The most prominent figures in the Florida city’s Cuban diaspora are preparing to shape a new reality on the island. But experts note that US State Secretary Marco Rubio seems to be ‘preparing the Cuban-American community for disappointment’ about the scope of change

Orlando Gutiérrez-Boronat, Rosa María Payá and José Daniel Ferrer with the "Liberation Agreement" in Miami on March 2.Rebecca Blackwell (AP)

Expectation has been building in recent weeks in Miami. The capture earlier this year in Venezuela of Nicolás Maduro – Havana’s erstwhile main ally – and Donald Trump’s repeated assertions that the Cuban regime is going to fall soon, have reinforced exiled Cubans’ longing for their country’s freedom. Along with that hope, a well-worn question has resurfaced: who could lead a post-Castro Cuba?

Dissidents, entrepreneurs and influencers who have positioned themselves more or less explicitly as possible architects of a transition are being carefully considered from both sides of the Florida Straits. Hanging over them is the uncertainty of how much of that future leadership will depend on the U.S., seemingly eager to control an island that has not seen free elections in 70 years and which is mired in the worst crisis in its recent history.

Throughout those 70 years, the exiled community has generated its own political references to represent the aspiration of a free Cuba. The spectrum has ranged from historical figures such as Huber Matos, the commander who broke with Castro, and the leader of the Bay of Pigs, Manuel Artime, to politicians such as Lincoln Díaz-Balart and activists like Jorge Mas Canosa, from the Cuban American National Foundation (CANF), who organized the pro-democracy opposition. Today, a new generation of leaders, with different backgrounds and career paths, has positioned itself in the political arena beyond Cuba’s borders.

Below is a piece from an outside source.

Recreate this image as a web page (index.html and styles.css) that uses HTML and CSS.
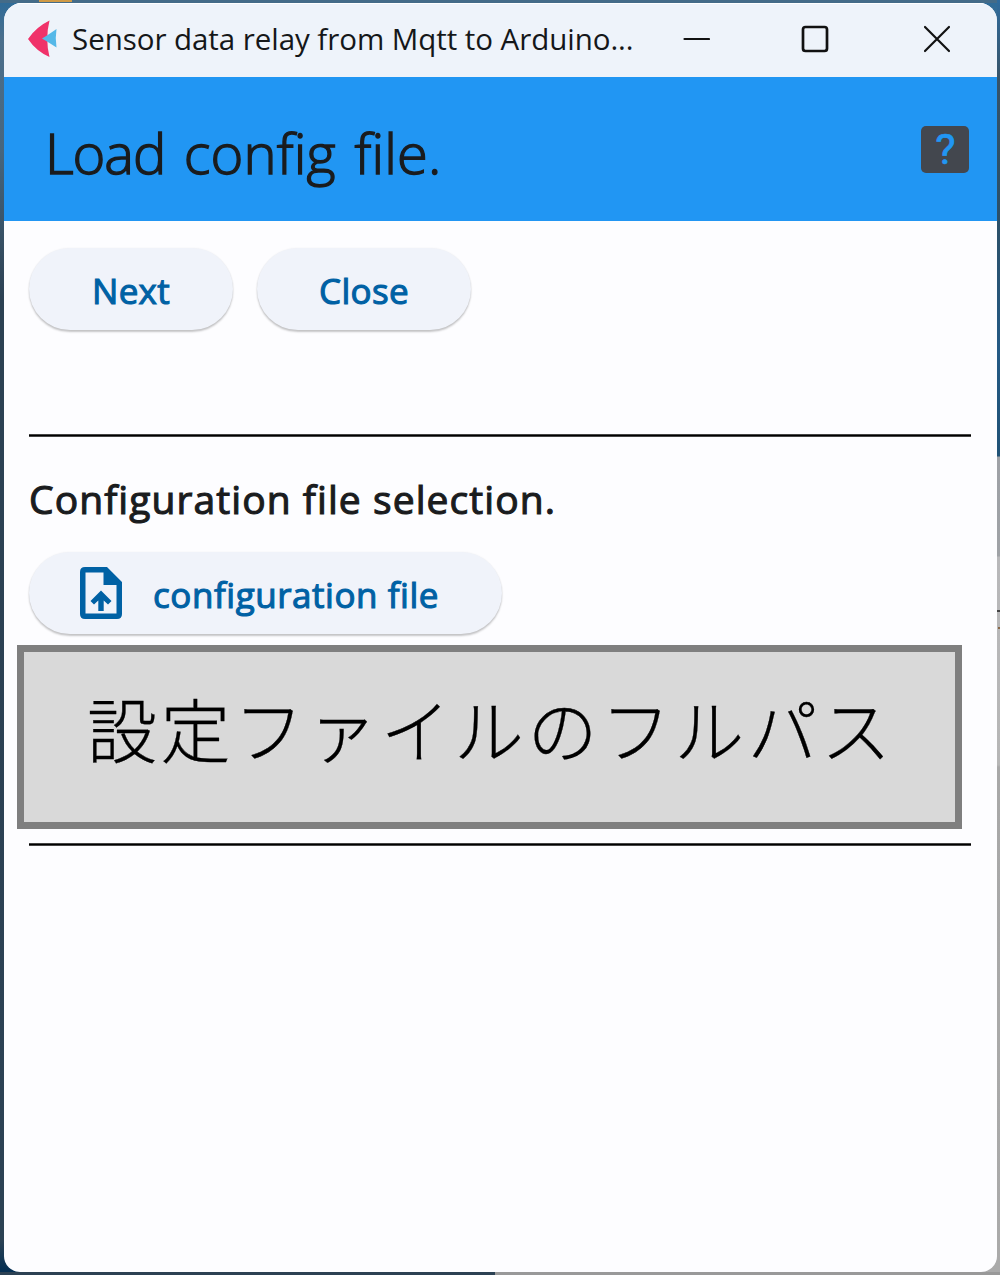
FILE: index.html
```html
<!DOCTYPE html>
<html lang="ja">
<head>
<meta charset="utf-8">
<title>Sensor data relay</title>
<link rel="stylesheet" href="styles.css">
</head>
<body>
<div class="desktop">
<div class="window">
  <header class="titlebar">
    <svg class="logo" width="30" height="38" viewBox="0 0 30 38"><path d="M21.500 0.500Q17 19 21.500 37Q8 31 0 19Q8 7 21.500 0.500Z" fill="#f0326a"/><path d="M14 18.500Q20 15 28.500 9Q27 18 28.500 27.500Q20 22 14 18.500Z" fill="#55b8e8"/></svg>
    <span class="caption">Sensor data relay from Mqtt to Arduino...</span>
    <div class="controls">
      <svg width="28" height="28" viewBox="0 0 28 28"><path d="M2.500 14H27" /></svg>
      <svg width="28" height="28" viewBox="0 0 28 28"><rect x="2" y="2" width="24" height="24" rx="2.500"/></svg>
      <svg width="28" height="28" viewBox="0 0 28 28"><path d="M2 2L26 26M26 2L2 26"/></svg>
    </div>
  </header>
  <div class="appbar">
    <h1 class="heading"><span class="tight">Load</span> config file.</h1>
    <div class="help">?</div>
  </div>
  <main class="content">
    <div class="actions">
      <button class="btn btn-next"><span>Next</span></button>
      <button class="btn btn-close"><span>Close</span></button>
    </div>
    <div class="rule"></div>
    <h2 class="label">Configuration file selection.</h2>
    <button class="btn btn-file">
      <svg width="42" height="52" viewBox="0 0 42 52"><path fill-rule="evenodd" d="M5 0H27L42 15V47Q42 52 37 52H5Q0 52 0 47V5Q0 0 5 0ZM5.500 5.500V46.500H36.500V18H23.500V5.500Z" fill="#0061a4"/><path d="M21 23.500L31.500 34L28 37.500L23.700 33.500V44H18.300V33.500L14 37.500L10.500 34Z" fill="#0061a4"/></svg>
      <span>configuration file</span>
    </button>
    <div class="path"><span>設定ファイルのフルパス</span></div>
    <div class="rule rule-end"></div>
  </main>
</div>
</div>
</body>
</html>
```
FILE: styles.css
```css
* { box-sizing: border-box; }
body { margin: 0; font-family: "Open Sans", "Noto Sans", sans-serif; }
.desktop {
  width: 1000px; height: 1275px; padding: 3px 3px 3px 4px; overflow: hidden;
  background:
    linear-gradient(#d09a45, #d09a45) 39px 0 / 33px 2px no-repeat,
    linear-gradient(#444, #444) 997px 610px / 3px 2px no-repeat,
    linear-gradient(#8a6848, #8a6848) 998px 627px / 2px 2px no-repeat,
    linear-gradient(90deg, #2c4153 495px, #999 495px) 0 1272px / 1000px 3px no-repeat,
    linear-gradient(#aaa, #aaa) 980px 1250px / 20px 25px no-repeat,
    linear-gradient(#2f6b9d 0, #375367 80px, #2c5068 220px, #245a85 350px, #205276 456px, #9ea1a6 457px, #9fa2a6 556px, #b8b8ba 557px, #b6b6b6 765px, #a8a8a8 767px, #aaa 1275px) 997px 0 / 3px 1275px no-repeat,
    linear-gradient(#446b88, #446b88) 0 0 / 1000px 3px no-repeat,
    linear-gradient(#2d6b99 0, #4b6f8c 40px, #47667e 150px, #2c4153 300px, #2c4254 1240px, #052f52 1270px);
}
.window { width: 993px; height: 1269px; border-radius: 18px 18px 16px 16px; overflow: hidden; background: #fdfdff; display: flex; flex-direction: column; }
.titlebar { height: 74px; background: #eef3fa; display: flex; align-items: center; padding: 0 46px 0 24px; border-top: 1px solid #fff; }
.logo { margin-top: -4px; }
.caption { font-size: 29.500px; letter-spacing: -0.050px; line-height: 40px; color: #151719; margin: -4px 0 0 14px; white-space: nowrap; }
.controls { margin-left: auto; display: flex; gap: 92px; margin-top: -3px; }
.controls svg { fill: none; stroke: #111; stroke-width: 2.200; stroke-linecap: round; }
.controls svg:nth-child(2) { margin: 0 2px 0 -1px; stroke-width: 2.700; }
.appbar { height: 144px; background: #2196f3; display: flex; align-items: center; justify-content: space-between; padding: 0 28px 0 42px; }
.heading { margin: 5px 0 0 -1px; font-size: 56px; font-weight: 300; line-height: 80px; color: #1a1c1e; white-space: nowrap; letter-spacing: 0.150px; word-spacing: 4px; -webkit-text-stroke: 1.400px #1a1c1e; }
.tight { letter-spacing: -1.100px; }
.help { width: 48px; height: 47px; border-radius: 5px; background: #43474e; color: #2196f3; font: 400 43px/47px Roboto, sans-serif; text-align: center; padding-left: 1px; -webkit-text-stroke: 0.700px #2196f3; }
.content { padding: 27px 26px 0 25px; display: flex; flex-direction: column; align-items: flex-start; }
.actions { display: flex; gap: 24px; }
.btn { height: 82px; border: 0; border-radius: 41px; background: #f0f3fa; box-shadow: 0 2px 2px rgba(0,0,0,.22), 0 0 2px rgba(0,0,0,.06); color: #0061a4; font: 400 35px/50px "Open Sans", "Noto Sans", sans-serif; letter-spacing: 0.300px; -webkit-text-stroke: 1.100px #0061a4; padding: 3px 0 0; display: flex; align-items: center; justify-content: center; white-space: nowrap; }
.btn-next { width: 204px; }
.btn-close { width: 214px; }
.rule { width: 942px; height: 3px; margin-top: 104px; background: #000; border: solid #444; border-width: 1px 0; }
.label { margin: 37px 0 27px; font-size: 39px; line-height: 50px; font-weight: 400; letter-spacing: 1.070px; -webkit-text-stroke: 1.100px #1a1c1e; color: #1a1c1e; white-space: nowrap; }
.btn-file { width: 473px; justify-content: flex-start; padding: 0 0 0 51px; gap: 31px; margin-top: 1px; letter-spacing: 0.550px; }
.btn-file span { padding-top: 4px; }
.path { width: 945px; height: 184px; margin: 11px 0 0 -12px; border: 7px solid #7f7f7f; background: #d9d9d9; color: #000; font: 300 70px/100px "Noto Sans CJK JP", sans-serif; letter-spacing: 3.400px; padding: 26px 0 0 63px; white-space: nowrap; -webkit-text-stroke: 0.300px #000; }
.rule-end { margin-top: 14px; }
```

Meanwhile, President Trump has gone so far as to suggest that he would like to put Secretary of State Marco Rubio, the Miami-born son of Cuban immigrants, at the helm in Cuba. At the same time, Rubio has been negotiating with the Castro regime, which has put names linked to the Castro family, such as Guillermo Rodríguez Castro, Raúl’s grandson, and Minister Oscar Pérez-Oliva Fraga, on the table. But mention of these potential candidates has generated unease among the exiles, who flatly rejected any dialogue with the regime at a rally last week in Hialeah, north of Miami.

A plan designed in exile

Orlando Gutierrez-Boronat, 61, who leads the Assembly of the Cuban Resistance, a Miami-based coalition of more than 50 opposition groups said to be in contact with the Trump administration, is convinced that they are “close to real change in Cuba.” Opponents have been working out a detailed transition program for Cuba for decades, Gutierrez-Boronat explains. Last month, the Assembly was joined by another coalition, Pasos de Cambio, also comprised of 50 groups, launched in 2019 by Rosa María Payá, daughter of the historic opposition leader Oswaldo Payá, for the signing of a “Liberation Agreement.” Contemplating a change of governance on the island, the document proposes a provisional council of 51 members that functions as a parliament, and an executive composed of a president and two vice presidents.

The Liberation Agreement, signed by members of the Assembly of the Cuban Resistance, on March 2.

Most of the council’s members would be “people from inside Cuba,” Gutierrez-Boronat says. Even if they are currently engaged in politics under the communist government, as long as “they do not have blood on their hands and have contributed to the liberation of Cuba.” Under this plan, the council would govern for two years and members would not seek re-election in order “to demonstrate democratic commitment.”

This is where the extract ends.